I came to New York in 2006 and, like many of you, thought, “how the hell will I afford to live here?” The answer was Queens. Then Brooklyn. And then I accidentally became obsessed with Brooklyn and all it’s many pockets. So obsessed with New York’s pockets in general that I became a tour guide (something my mother foresaw but I staunchly resisted out of pride for years.) The more I learned, the more questions I had. I didn’t want to hear about the Vanderbilts and the Whitneys anymore… I wanted to hear about the outsiders. Not the sexy bohemian Artists who were bankrolled even back in the day, but the people who never fit. Because I don’t fit, either. Classic New York intimidation moment.

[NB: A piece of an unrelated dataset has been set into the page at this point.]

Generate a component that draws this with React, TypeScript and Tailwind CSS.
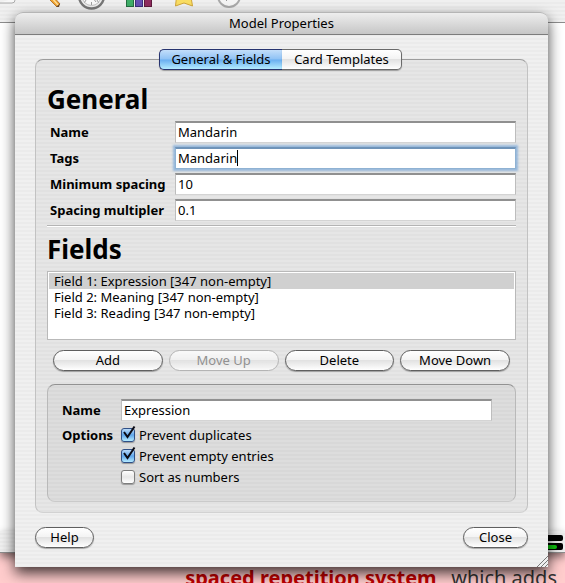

Now I work at the Tenement Museum, but it’s only increased the itch.

Of course, Brooklyn has long been the stranger next door neighbor to Manhattan, and as the most populous borough in the most densely packed city in the US, it’s got more than it’s fair share of secrets and stories.

So these days I’m in Brooklyn, constantly stumbling over suggestive buildings and curious photos. Wondering about the origins of smells, the roots of rumors and what used to be in that rusted car lot.

Now, we’re going to try and find out. And have fun along the way.